I was talking to our intern today, and she inspired me to write this post. As a young person trying to break into the marketing field, she was interested in hearing my advice on how college students or recent college grads can land a gig in the highly competitive field of marketing, advertising, or public relations. So I thought I would give it a go. Finding a job is not easy. Finding a job in marketing can be twice as hard due to the current economy as well as competition. So here are my tips to land a gig in marketing.
Take a Step Back: I think this is the most important step. Take some time to figure out what you really want to do, and which companies you want to work for. Gone are the days where you can simply send your resume to a bunch of companies and hope they respond. Monster is a lie and not real anymore.
Your search should be just like a successful marketing campaign, strategic and highly targeted. Focus on at most 10 companies. Research them. Know who the players are. Find out how to get in. Develop a marketing plan for yourself on how to get in.
Throw Away Your Resume: Seriously. Take a look at it, and then throw it away and start over. Resumes today need to tell a story, and if yours is simply listing out what you have done, it may not catch the eye of a recruiter. Someone in my circle recently applied to a marketing job where there were over 400 applicants for one position. To win this game, you need to stand out early.
One of my best tips to resume writing is to have a core design (if you are using a Microsoft Word Resume template, throw it away, burn it, then burn it again) and customize that design for each job you apply to. If a company posts an open position, they usually list the skills desired. Take your template and create a resume that highlights exactly the skills they are looking for. Note: Do not lie, just focus your experience and tailor it to their needs. Become the person they are looking for by highlighting your skills that are relevant for each position. Don’t list “internet” as a skill either.
Remember Every Day is an Interview: I was recently reminded of this at work, and it is good advice. If you are a student, you are interviewing with your peers who may land jobs, your instructors who probably have jobs, and a variety of other people day in and day out. You are under the microscope every day on how you handle pressure, challenges, and create opportunities. Never miss a chance to sell yourself in any situation. Be a rock star every day – you never know who is watching you.
There is No Career Path: When you talk to marketing professionals, you will soon realize that they all have a very different backgrounds. The days are over where you start a job after college and have a career path to a certain position. You need to make your own path. Every job you have from here on in is experience and a way to network in to other organizations. Take advantage of all of your experience. You will find you will also need to make your own way, and no one can do it for you.

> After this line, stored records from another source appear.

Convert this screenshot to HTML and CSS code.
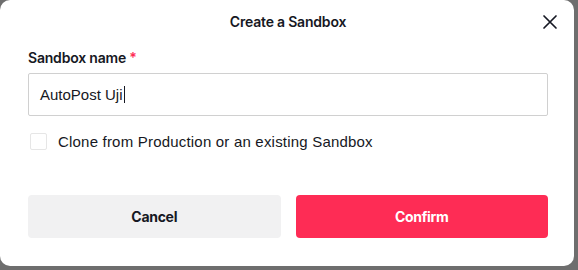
FILE: index.html
```html
<!DOCTYPE html>
<html lang="en">
<head>
    <meta charset="UTF-8">
    <meta name="viewport" content="width=device-width, initial-scale=1.0">
    <title>Create a Sandbox</title>
    <link rel="stylesheet" href="styles.css">
</head>
<body>
    <div class="modal">
        <div class="modal-header">
            <h1>Create a Sandbox</h1>
            <button class="close-btn" aria-label="Close">
                <svg width="16" height="16" viewBox="0 0 16 16">
                    <path d="M2 2 L14 14 M14 2 L2 14" stroke="#161823" stroke-width="1.7" stroke-linecap="round"/>
                </svg>
            </button>
        </div>
        <div class="modal-body">
            <label class="field-label" for="sandbox-name">Sandbox name <span class="required">*</span></label>
            <div class="text-input">
                <span class="value">AutoPost Uji</span><span class="caret"></span>
            </div>
            <label class="check-row">
                <span class="checkbox"></span>
                <span class="check-text">Clone from Production or an existing Sandbox</span>
            </label>
        </div>
        <div class="modal-footer">
            <button class="btn btn-cancel">Cancel</button>
            <button class="btn btn-confirm">Confirm</button>
        </div>
    </div>
</body>
</html>
```

FILE: styles.css
```css
* {
    margin: 0;
    padding: 0;
    box-sizing: border-box;
}

body {
    width: 578px;
    height: 270px;
    background: #6e6e6e;
    font-family: 'Inter', 'Liberation Sans', sans-serif;
    color: #161823;
    overflow: hidden;
}

.modal {
    width: 574px;
    height: 266px;
    background: #fff;
    border-radius: 10px;
    display: flex;
    flex-direction: column;
    padding: 0 26px 0 28px;
}

.modal-header {
    height: 42px;
    display: flex;
    align-items: center;
    justify-content: center;
    position: relative;
}

h1 {
    font-size: 14px;
    font-weight: 600;
    letter-spacing: -0.2px;
    padding-top: 1px;
}

.close-btn {
    position: absolute;
    right: -10px;
    top: 14px;
    width: 16px;
    height: 16px;
    border: none;
    background: none;
    cursor: pointer;
    display: flex;
}

.modal-body {
    display: flex;
    flex-direction: column;
}

.field-label {
    font-size: 14px;
    font-weight: 600;
    letter-spacing: -0.2px;
    line-height: 16px;
    margin-top: 8px;
    margin-bottom: 7px;
}

.required {
    color: #fe2c55;
}

.text-input {
    height: 43px;
    border: 1px solid #d0d0d0;
    border-radius: 2px;
    display: flex;
    align-items: center;
    padding: 0 11px;
    font-family: 'Liberation Sans', Arial, sans-serif;
    font-size: 15px;
}

.caret {
    width: 1px;
    height: 17px;
    background: #161823;
    margin-left: 1px;
}

.check-row {
    display: flex;
    align-items: center;
    margin-top: 17px;
    gap: 11px;
    font-family: 'Liberation Sans', Arial, sans-serif;
    font-size: 15px;
    letter-spacing: 0.2px;
}

.checkbox {
    width: 17px;
    height: 17px;
    border: 1px solid #e6e6e6;
    border-radius: 2px;
    margin-left: 2px;
}

.modal-footer {
    display: flex;
    gap: 15px;
    margin-top: 45px;
}

.btn {
    flex: 1;
    height: 43px;
    border: none;
    border-radius: 4px;
    font-family: 'Inter', 'Liberation Sans', sans-serif;
    font-size: 14px;
    font-weight: 700;
    letter-spacing: -0.3px;
    cursor: pointer;
}

.btn-cancel {
    background: #f1f1f2;
    color: #161823;
}

.btn-confirm {
    background: #fe2c55;
    color: #fff;
}
```
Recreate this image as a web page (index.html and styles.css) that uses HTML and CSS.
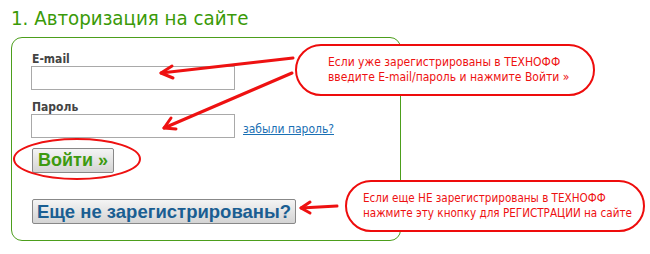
FILE: index.html
```html
<!DOCTYPE html>
<html lang="ru">
<head>
<meta charset="utf-8">
<title>Авторизация</title>
<link rel="stylesheet" href="styles.css">
</head>
<body>
<h1 class="title">1. Авторизация на сайте</h1>
<div class="panel">
  <div class="field">
    <label class="label">E-mail</label>
    <div class="row"><input class="input" type="text"></div>
  </div>
  <div class="field">
    <label class="label">Пароль</label>
    <div class="row"><input class="input" type="password"><a class="forgot" href="#">забыли пароль?</a></div>
  </div>
  <button class="btn btn-login">Войти »</button>
  <button class="btn btn-register">Еще не зарегистрированы?</button>
</div>
<div class="callout callout-login">Если уже зарегистрированы в ТЕХНОФФ<br>введите E-mail/пароль и нажмите Войти »</div>
<div class="callout callout-register">Если еще НЕ зарегистрированы в ТЕХНОФФ<br>нажмите эту кнопку для РЕГИСТРАЦИИ на сайте</div>
<svg class="annot" width="650" height="254" viewBox="0 0 650 254">
  <g fill="none" stroke="#ee1111" stroke-width="3" stroke-linecap="round" stroke-linejoin="round">
    <path d="M293 58 L161 73"/>
    <path d="M172 66 L161 73 L173 78"/>
    <path d="M292 73 L164 128"/>
    <path d="M171 118 L164 128 L176 129"/>
    <path d="M337 206 L301 208"/>
    <path d="M310 202 L301 208 L310 213"/>
    <ellipse cx="77" cy="159" rx="63" ry="20" stroke-width="2"/>
  </g>
</svg>
</body>
</html>
```
FILE: styles.css
```css
html, body {
  margin: 0;
  padding: 0;
  background: #ffffff;
}
body {
  position: relative;
  width: 650px;
  height: 254px;
  overflow: hidden;
  font-family: "DejaVu Sans Condensed", "DejaVu Sans", sans-serif;
}
.title {
  margin: 0;
  padding: 6px 0 0 11px;
  height: 31px;
  box-sizing: border-box;
  font-weight: normal;
  font-size: 20.3px;
  line-height: 24px;
  color: #3a9a08;
}
.panel {
  margin: 6px 0 0 11px;
  width: 390px;
  height: 204px;
  box-sizing: border-box;
  border: 1px solid #4c9e1c;
  border-radius: 11px;
  padding: 14px 0 0 19px;
  display: flex;
  flex-direction: column;
  align-items: flex-start;
}
.field {
  display: flex;
  flex-direction: column;
}
.field + .field {
  margin-top: 10px;
}
.label {
  display: block;
  padding-left: 1px;
  font-weight: bold;
  font-size: 12px;
  line-height: 14px;
  color: #444444;
}
.row {
  display: flex;
  align-items: flex-end;
}
.input {
  width: 204px;
  height: 24px;
  box-sizing: border-box;
  border: 1px solid #a9a9a9;
  margin: 0;
  padding: 0 4px;
  background: #ffffff;
}
.forgot {
  margin-left: 8px;
  margin-bottom: 2px;
  font-size: 12px;
  line-height: 14px;
  color: #1a70b4;
  text-decoration: underline;
}
.btn {
  margin: 10px 0 0 1px;
  height: 25px;
  box-sizing: border-box;
  border: 1px solid #888888;
  border-radius: 2px;
  background: linear-gradient(#f4f4f4, #d4d4d4);
  font-family: "Liberation Sans", Arial, sans-serif;
  font-weight: bold;
  padding: 0;
  white-space: nowrap;
  text-align: center;
  cursor: pointer;
}
.btn-login {
  width: 82px;
  font-size: 18px;
  color: #3d9a10;
}
.btn-register {
  margin-top: 26px;
  width: 264px;
  font-size: 18.5px;
  color: #1a5e92;
}
.callout {
  position: absolute;
  box-sizing: border-box;
  width: 300px;
  height: 52px;
  border: 2.5px solid #ee0c0c;
  border-radius: 26px;
  background: #ffffff;
  display: flex;
  align-items: center;
  font-size: 12px;
  line-height: 15px;
  white-space: nowrap;
  color: #ee1111;
}
.callout-login {
  left: 295px;
  top: 44px;
  padding-left: 31px;
}
.callout-register {
  left: 345px;
  top: 180px;
  padding-left: 16px;
  font-size: 11.6px;
}
.annot {
  position: absolute;
  left: 0;
  top: 0;
  pointer-events: none;
}
```
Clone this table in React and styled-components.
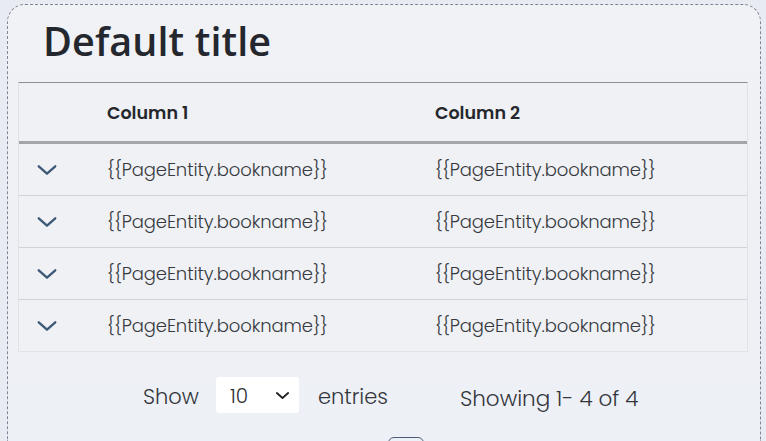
import React from "react";
import styled, { createGlobalStyle } from "styled-components";

const GlobalStyle = createGlobalStyle`
  html, body {
    margin: 0;
    padding: 0;
    background: #e8ebf2;
    font-family: "Open Sans", "Noto Sans", sans-serif;
  }
  #root {
    height: 441px;
    overflow: hidden;
  }
`;

const Page = styled.div`
  padding: 4px 5px 0 7px;
  height: 441px;
  box-sizing: border-box;
`;

const Card = styled.div`
  border: 1px dashed #7d8595;
  border-bottom: none;
  border-radius: 18px 18px 0 0;
  background: linear-gradient(180deg, #f1f2f5 0%, #eef0f5 60%, #edf0f6 100%);
  height: 100%;
  box-sizing: border-box;
  padding: 0 12px 0 10px;
  display: flex;
  flex-direction: column;
  overflow: hidden;
  & > * {
    flex-shrink: 0;
  }
`;

const Title = styled.h1`
  margin: 0;
  padding: 10px 0 0 25px;
  height: 77px;
  box-sizing: border-box;
  font-family: "Open Sans", sans-serif;
  font-weight: 600;
  font-size: 39.5px;
  line-height: 52px;
  color: #24272e;
  letter-spacing: 0.1px;
`;

const Table = styled.div`
  border-top: 1px solid #8c8f95;
  border-left: 1px solid #dfe2e8;
  border-right: 1px solid #dfe2e8;
  background: #eff1f5;
`;

const Row = styled.div`
  display: grid;
  grid-template-columns: 70px 328px 1fr;
  align-items: center;
  height: ${(p) => (p.$head ? "58px" : "51px")};
  border-bottom: ${(p) => (p.$head ? "3px solid #a3a5aa" : `1px solid ${p.$last ? "#e1e3e8" : "#cfd2d8"}`)};
`;

const Cell = styled.div`
  padding-left: 18px;
  padding-top: ${(p) => (p.$head ? "2px" : "0")};
  font-family: "Poppins", "Inter", "Noto Sans", sans-serif;
  font-size: ${(p) => (p.$head ? "17.5px" : "18px")};
  font-weight: ${(p) => (p.$head ? 600 : 300)};
  color: ${(p) => (p.$head ? "#25272c" : "#383a40")};
  letter-spacing: ${(p) => (p.$head ? "0" : "-0.1px")};
  white-space: nowrap;
`;

const ToggleCell = styled.div`
  display: flex;
  justify-content: center;
  padding-right: 15px;
  padding-top: 1px;
`;

const Footer = styled.div`
  display: flex;
  align-items: center;
  height: 85px;
  box-sizing: border-box;
  padding: 4px 0 0 125px;
  font-family: "Poppins", "Inter", "Noto Sans", sans-serif;
  color: #34363c;
  font-size: 21px;
  font-weight: 300;
`;

const Label = styled.span``;

const Select = styled.div`
  width: 83px;
  height: 36px;
  margin: 0 19px 4px 17px;
  background: #ffffff;
  border-radius: 3px;
  display: flex;
  align-items: center;
  justify-content: space-between;
  padding: 2px 9px 0 14px;
  box-sizing: border-box;
  font-size: 20px;
  font-weight: 300;
  color: #2c2e33;
`;

const Summary = styled.span`
  margin-left: 72px;
  font-size: 21.5px;
  font-weight: 300;
  padding-top: 4px;
`;

const Pager = styled.div`
  display: flex;
  justify-content: center;
  padding-left: 46px;
`;

const PageButton = styled.div`
  width: 36px;
  height: 36px;
  border: 1.5px solid #4d5d75;
  border-radius: 6px;
  box-sizing: border-box;
`;

const Chevron = ({ size = 22, color = "#3f5a77", stroke = 2.6 }) => (
  <svg width={size} height={size} viewBox="0 0 24 24" fill="none">
    <path d="M3 8l9 8 9-8" stroke={color} strokeWidth={stroke} strokeLinecap="round" strokeLinejoin="round" />
  </svg>
);

const rows = [1, 2, 3, 4];

const App = () => {
  return (
    <>
      <GlobalStyle />
      <Page>
        <Card>
          <Title>Default title</Title>
          <Table>
            <Row $head>
              <Cell $head></Cell>
              <Cell $head>Column 1</Cell>
              <Cell $head>Column 2</Cell>
            </Row>
            {rows.map((r, i) => (
              <Row key={r} $last={i === rows.length - 1}>
                <ToggleCell>
                  <Chevron />
                </ToggleCell>
                <Cell>{"{{PageEntity.bookname}}"}</Cell>
                <Cell>{"{{PageEntity.bookname}}"}</Cell>
              </Row>
            ))}
          </Table>
          <Footer>
            <Label>Show</Label>
            <Select>
              <span>10</span>
              <Chevron size={15} color="#222" stroke={3} />
            </Select>
            <Label>entries</Label>
            <Summary>Showing 1- 4 of 4</Summary>
          </Footer>
          <Pager>
            <PageButton />
          </Pager>
        </Card>
      </Page>
    </>
  );
};

export default App;
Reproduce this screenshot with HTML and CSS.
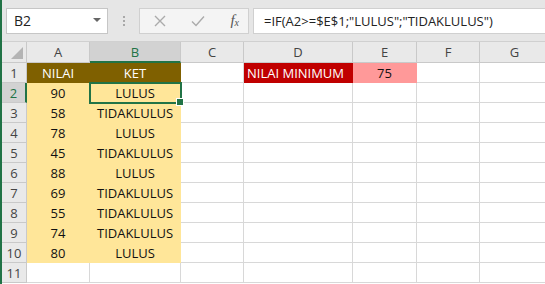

Your First Job May Be the Path to Your Dream Job: While you might want to start your career in a corporate marketing department, you may soon realize that these positions often require experience and are not entry level. While that can be discouraging, don’t let that stop you from reaching your goal. Let’s say your dream was to be a Marketing Manager for Ford – but are unable to get into the door at corporate. Take a step back and understand the experience you might need to make that happen. You could possible explore working at JWT, Ford’s advertising agency, or getting experience somewhere else in automotive. Never lose sight of your goals. If you are driven (Ford, Driven, see what I did there?) you can reach your end goal. It might not be easy, but in the end when you reach that goal it will be that much more rewarding. You could also reach out to @scottmonty for advice on getting into Ford.
Network: Talk to your instructors. Join LinkedIn. Meet people in fields that you want to work in. Most marketing people have huge egos and would love for you to listen to their success stories. Half kidding here – but for the most part they will be willing to help. Talk to as many people as you can. If you land an internship, connect with people and stay connected with them throughout your career.
Be Mobile: While you are young, the positions and opportunities may not be where you currently live. You may have to move for awhile to gain experience. Look at it this way – you can always return after you have experience. Trust me – do this while you are young and before kids. Making your way in a new city is one thing, uprooting a family is another. Hopefully you won’t have to do it – but if you cannot find a gig in your current city, making the move can be a great opportunity to gain experience.
Be Humble. Be Patient: Hard work is still the key ingredient to success in marketing, as in any field. Put your head down in whatever you do and work hard. Be honest. Work smarter. Be patient. While your first job may not be your dream job, it is what you make of it, and remember you are creating your own path.
I read an article about goals in 2012 – and I think they are valid for every year. To make every year your best year. Good advice to share today and always, especially for young people: Do what you say you are going to do, otherwise known as accountability.
- If you say you are going to call, call.
- Promise to send someone information? Send it.
- Finish a job when you promised–or earlier–with quality work.
- Let people know as soon as you can when you are running late for a meeting or won’t make it at all.
- And, my personal favorite, make good on the promise “Let’s get together sometime.” Make a note on your calendar in the near future to set something up. Or don’t say it at all.
Pretty simple advice, but amazingly, we can tend to forget it.
Don’t Get Discouraged: You will probably get shot down a few times. Maybe more than a few. We all have. Don’t ever let that discourage you. Once you get discouraged, the search gets even more difficult. Don’t blame others. Don’t blame the economy. Just get better and keep getting up.